--- Data extract ---
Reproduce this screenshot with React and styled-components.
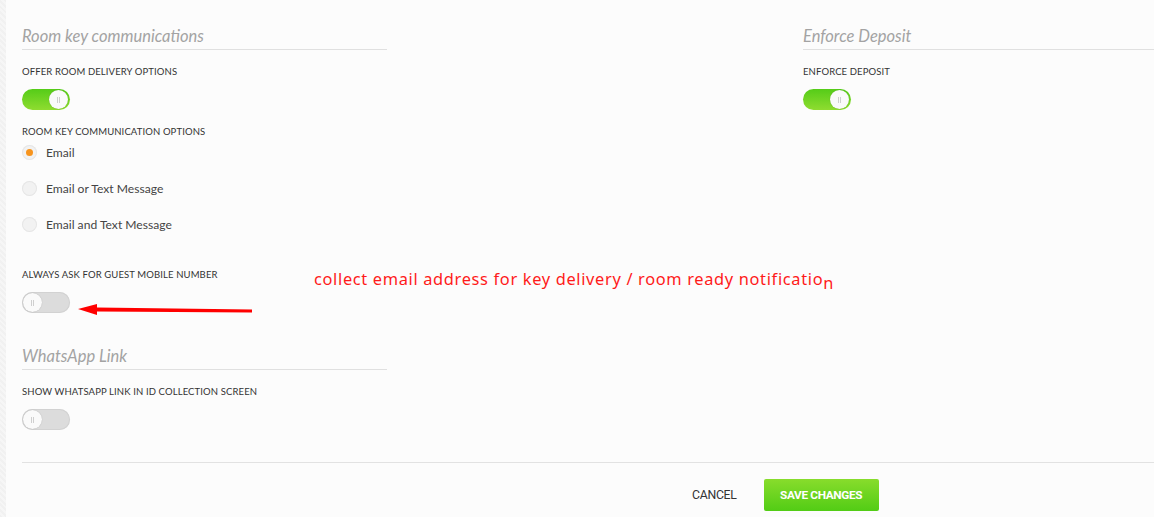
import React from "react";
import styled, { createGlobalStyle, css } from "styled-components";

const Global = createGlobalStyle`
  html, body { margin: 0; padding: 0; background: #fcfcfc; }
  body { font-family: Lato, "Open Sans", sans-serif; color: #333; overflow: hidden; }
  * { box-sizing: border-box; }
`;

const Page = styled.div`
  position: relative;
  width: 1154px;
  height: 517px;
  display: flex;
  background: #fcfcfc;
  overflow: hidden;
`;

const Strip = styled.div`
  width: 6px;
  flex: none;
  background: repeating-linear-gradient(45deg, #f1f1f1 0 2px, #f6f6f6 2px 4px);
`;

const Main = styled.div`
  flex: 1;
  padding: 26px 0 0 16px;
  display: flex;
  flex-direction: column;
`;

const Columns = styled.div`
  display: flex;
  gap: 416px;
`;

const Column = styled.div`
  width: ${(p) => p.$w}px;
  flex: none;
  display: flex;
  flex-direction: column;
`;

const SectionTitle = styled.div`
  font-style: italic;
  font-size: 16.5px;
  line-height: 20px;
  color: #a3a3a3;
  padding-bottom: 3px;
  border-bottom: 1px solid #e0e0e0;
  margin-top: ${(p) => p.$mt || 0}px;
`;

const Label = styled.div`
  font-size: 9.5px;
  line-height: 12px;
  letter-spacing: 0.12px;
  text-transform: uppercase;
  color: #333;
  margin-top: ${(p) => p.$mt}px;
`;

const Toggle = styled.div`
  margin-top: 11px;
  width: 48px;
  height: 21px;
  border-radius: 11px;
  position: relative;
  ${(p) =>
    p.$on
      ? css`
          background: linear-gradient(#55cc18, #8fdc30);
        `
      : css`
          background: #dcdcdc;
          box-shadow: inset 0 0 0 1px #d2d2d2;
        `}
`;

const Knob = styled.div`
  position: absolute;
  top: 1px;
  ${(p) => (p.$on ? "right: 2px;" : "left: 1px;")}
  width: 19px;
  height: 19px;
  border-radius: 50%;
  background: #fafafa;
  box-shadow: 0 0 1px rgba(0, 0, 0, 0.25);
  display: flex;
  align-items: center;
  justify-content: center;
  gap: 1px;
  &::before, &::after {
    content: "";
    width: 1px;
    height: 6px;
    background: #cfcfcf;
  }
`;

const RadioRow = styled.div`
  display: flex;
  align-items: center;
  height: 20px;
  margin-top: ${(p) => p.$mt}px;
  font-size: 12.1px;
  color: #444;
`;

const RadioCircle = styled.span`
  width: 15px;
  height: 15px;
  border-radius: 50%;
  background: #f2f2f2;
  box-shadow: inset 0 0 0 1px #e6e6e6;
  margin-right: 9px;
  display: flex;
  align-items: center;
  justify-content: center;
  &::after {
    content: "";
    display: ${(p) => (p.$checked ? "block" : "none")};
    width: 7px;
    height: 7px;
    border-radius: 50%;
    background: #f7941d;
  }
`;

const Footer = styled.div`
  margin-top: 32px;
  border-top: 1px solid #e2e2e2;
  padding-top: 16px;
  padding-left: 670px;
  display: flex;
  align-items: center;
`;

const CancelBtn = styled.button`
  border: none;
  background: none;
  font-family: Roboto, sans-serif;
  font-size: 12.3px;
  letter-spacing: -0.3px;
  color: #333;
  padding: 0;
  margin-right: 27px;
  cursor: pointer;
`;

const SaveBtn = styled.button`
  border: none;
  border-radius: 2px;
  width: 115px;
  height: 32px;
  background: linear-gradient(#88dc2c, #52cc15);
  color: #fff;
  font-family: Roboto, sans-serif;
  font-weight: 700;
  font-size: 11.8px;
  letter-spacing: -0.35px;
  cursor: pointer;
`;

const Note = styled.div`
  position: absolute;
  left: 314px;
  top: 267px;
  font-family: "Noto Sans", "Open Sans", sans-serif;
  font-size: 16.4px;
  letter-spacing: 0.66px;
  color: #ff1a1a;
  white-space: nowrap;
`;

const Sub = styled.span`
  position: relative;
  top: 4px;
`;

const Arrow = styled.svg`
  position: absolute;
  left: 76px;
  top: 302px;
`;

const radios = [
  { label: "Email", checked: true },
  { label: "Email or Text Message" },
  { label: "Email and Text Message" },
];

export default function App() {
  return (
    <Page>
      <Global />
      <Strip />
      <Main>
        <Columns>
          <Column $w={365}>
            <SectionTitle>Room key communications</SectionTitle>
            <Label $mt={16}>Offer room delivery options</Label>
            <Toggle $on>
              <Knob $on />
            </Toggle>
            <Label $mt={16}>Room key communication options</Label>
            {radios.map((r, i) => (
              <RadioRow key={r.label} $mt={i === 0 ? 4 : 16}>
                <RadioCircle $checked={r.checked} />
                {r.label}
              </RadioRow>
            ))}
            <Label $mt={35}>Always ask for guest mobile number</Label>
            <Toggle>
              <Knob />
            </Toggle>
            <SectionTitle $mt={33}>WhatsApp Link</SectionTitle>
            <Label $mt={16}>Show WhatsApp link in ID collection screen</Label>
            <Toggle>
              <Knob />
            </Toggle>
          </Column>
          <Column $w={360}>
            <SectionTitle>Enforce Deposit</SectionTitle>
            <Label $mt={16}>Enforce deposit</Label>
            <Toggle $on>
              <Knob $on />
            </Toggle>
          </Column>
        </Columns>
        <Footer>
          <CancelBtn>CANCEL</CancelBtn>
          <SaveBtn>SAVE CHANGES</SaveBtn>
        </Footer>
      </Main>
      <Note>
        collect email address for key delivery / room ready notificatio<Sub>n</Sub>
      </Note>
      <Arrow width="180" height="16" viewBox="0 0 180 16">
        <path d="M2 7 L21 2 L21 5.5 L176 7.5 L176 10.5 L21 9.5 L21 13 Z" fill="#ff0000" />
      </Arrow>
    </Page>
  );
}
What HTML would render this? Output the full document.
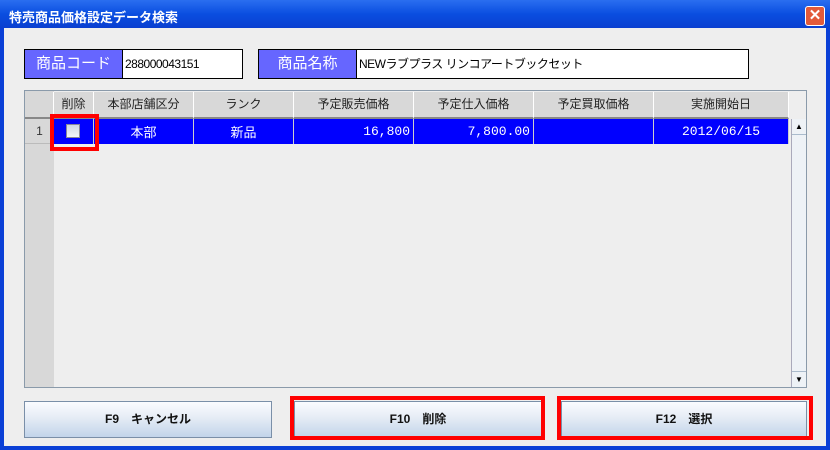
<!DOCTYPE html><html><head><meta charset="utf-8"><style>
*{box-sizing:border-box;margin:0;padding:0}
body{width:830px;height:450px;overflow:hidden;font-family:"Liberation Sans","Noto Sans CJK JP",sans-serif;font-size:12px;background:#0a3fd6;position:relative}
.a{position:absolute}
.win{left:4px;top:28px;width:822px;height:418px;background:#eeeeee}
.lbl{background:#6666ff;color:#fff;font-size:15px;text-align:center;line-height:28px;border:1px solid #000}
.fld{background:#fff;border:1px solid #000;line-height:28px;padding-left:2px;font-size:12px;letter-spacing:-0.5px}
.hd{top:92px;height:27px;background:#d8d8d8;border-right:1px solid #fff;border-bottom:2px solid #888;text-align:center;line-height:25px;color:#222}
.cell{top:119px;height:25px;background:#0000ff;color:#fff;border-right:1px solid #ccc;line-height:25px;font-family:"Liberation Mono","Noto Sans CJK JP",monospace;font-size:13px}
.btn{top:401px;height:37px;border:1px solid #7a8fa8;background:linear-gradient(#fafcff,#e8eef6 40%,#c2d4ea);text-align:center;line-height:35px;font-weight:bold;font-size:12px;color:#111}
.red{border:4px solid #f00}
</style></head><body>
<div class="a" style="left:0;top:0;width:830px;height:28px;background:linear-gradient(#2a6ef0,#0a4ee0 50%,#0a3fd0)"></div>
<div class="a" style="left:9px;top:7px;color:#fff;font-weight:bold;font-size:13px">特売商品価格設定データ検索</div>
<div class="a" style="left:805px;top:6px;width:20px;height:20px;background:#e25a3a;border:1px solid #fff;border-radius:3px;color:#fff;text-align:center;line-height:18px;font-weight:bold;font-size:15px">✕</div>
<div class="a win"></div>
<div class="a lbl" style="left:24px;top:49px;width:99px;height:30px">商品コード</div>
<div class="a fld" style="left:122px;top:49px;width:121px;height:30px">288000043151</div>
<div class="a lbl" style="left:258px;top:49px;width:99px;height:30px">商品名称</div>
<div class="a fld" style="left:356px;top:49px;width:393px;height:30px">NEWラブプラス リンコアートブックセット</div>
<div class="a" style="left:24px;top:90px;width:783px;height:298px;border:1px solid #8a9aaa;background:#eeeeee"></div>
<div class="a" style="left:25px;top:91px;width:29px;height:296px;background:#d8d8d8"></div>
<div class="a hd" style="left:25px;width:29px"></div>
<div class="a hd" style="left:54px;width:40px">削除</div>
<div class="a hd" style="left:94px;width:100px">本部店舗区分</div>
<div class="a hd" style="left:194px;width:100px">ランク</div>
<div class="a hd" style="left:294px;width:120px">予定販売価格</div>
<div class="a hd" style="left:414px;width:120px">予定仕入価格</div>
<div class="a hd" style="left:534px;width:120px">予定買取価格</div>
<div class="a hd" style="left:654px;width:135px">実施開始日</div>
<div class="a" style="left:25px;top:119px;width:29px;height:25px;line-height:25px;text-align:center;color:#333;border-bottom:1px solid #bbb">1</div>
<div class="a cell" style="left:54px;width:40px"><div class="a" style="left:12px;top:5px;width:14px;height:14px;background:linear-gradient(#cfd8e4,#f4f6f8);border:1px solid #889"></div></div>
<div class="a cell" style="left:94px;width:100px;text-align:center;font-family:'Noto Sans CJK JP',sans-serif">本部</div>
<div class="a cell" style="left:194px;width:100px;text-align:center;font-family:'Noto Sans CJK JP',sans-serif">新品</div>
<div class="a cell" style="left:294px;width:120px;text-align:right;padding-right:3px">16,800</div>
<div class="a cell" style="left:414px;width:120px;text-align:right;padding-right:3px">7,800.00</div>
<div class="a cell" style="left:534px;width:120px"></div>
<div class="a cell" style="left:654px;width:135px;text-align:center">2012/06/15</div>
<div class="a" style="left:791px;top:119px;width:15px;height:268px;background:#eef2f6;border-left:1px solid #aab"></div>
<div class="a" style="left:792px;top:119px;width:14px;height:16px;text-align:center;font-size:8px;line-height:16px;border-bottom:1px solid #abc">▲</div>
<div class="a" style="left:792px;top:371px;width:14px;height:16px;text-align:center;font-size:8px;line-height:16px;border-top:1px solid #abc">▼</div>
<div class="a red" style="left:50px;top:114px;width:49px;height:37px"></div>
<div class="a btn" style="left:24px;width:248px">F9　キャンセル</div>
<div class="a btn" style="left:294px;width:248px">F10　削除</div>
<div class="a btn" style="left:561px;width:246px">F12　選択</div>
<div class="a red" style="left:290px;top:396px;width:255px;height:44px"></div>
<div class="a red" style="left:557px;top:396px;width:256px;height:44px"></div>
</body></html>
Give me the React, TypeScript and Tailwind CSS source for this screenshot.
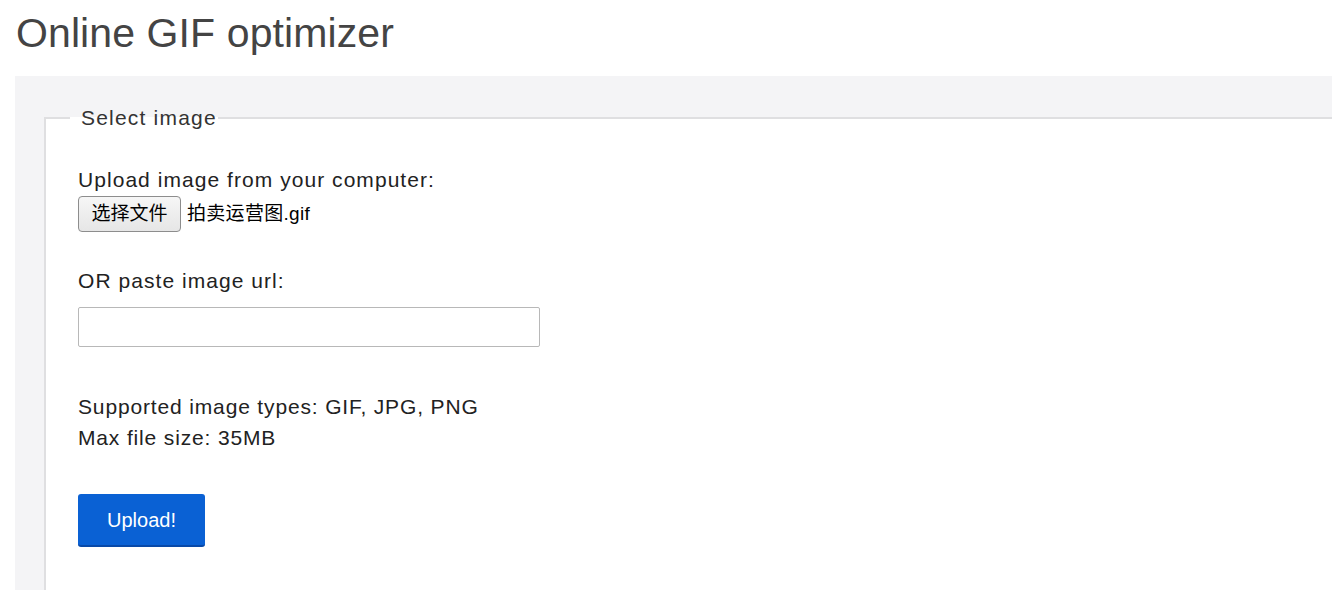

--- Short problem ---
Copy all lines from the listing that contain "screenshot".

--- Solution for this task ---
Reproduce this screenshot with React and styled-components.
Give me the React, TypeScript and Tailwind CSS source for this screenshot.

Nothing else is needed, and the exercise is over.